Udham Singh's cool courage and firm determination are a legend, but of his life as a whole very little is known. Some of his letters were received by the Guru Nanak University through the courtesy of Mr. M.S. Gill of the Indian Administrative Service as a token of his concern for this new institution. I appreciate his gesture of good will. Professor J. S. Grewal, Head of the Department of History, has prepared these letters for publication with the help of Mr. H. K. Puri of the Department of Political Science. I am thankful to both of them for having done this work for the University, and done it so well.
I have no doubt that the general reader will find it useful for understanding something of the legendary Udham Singh.
In Udham Singh's utterances in the face of trial and death, there are echoes of Kartar Singh Sarabha who had died for the country twenty four years earlier. However, Udham Singh was consciously emulating another young martyr: Bhagat Singh. In one of his letters he refers to Bhagat Singh as his 'best friend' who had left him behind by ten years, adding 'he is waiting for me'. The portrait of Udham Singh, more even than the legend that has grown around his person, clearly reflects the cool courage and firm determination which are associated with him.
Udham Singh has not been ignored by the writers of independent India, not in the recent past at any rate. His name is included in Giani gurmukh Singh Musafir's book on the martyrs of the twentieth century, in the Eminent Freedom Fighters of the Punjab by Professor Fauja Singh, and in the Sardar by S. Kulbir Singh. The story of 'the heroism of Shaheed Udham Singh' has been publicized; he has been portrayed as 'the patriot whot avenged the Jallianwala Bagh massacre'; and he has become the subject of a historical novel : Shaheed Udham Singh by Kesar Singh.

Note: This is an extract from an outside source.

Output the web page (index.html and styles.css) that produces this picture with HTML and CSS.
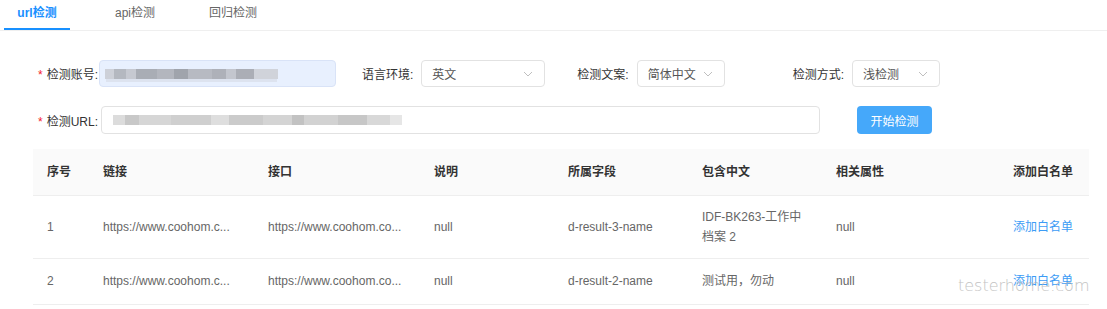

Some new organizations came into existence before the end of the 19th century which were pan-Indian in their theoretical scope, like the Acts of the British Indian Government. In 1876, for instance, the Indian Association was formed, and in 1885 was founded the much better known Indian National Congress destined to play a vital political role in the present century. Its programme in the beginning, however, was little more than 'political mendicancy: it asked for minor concessions without agitation. Nevertheless, in retrospect, the struggle for independence, ultimately, may be said to have begun with the founding of the Indian National Congress.
In the early years of the twentieth century some important members of the Indian National Congress gradually gave up the attitude of 'mendicancy' and advocated agitational approach.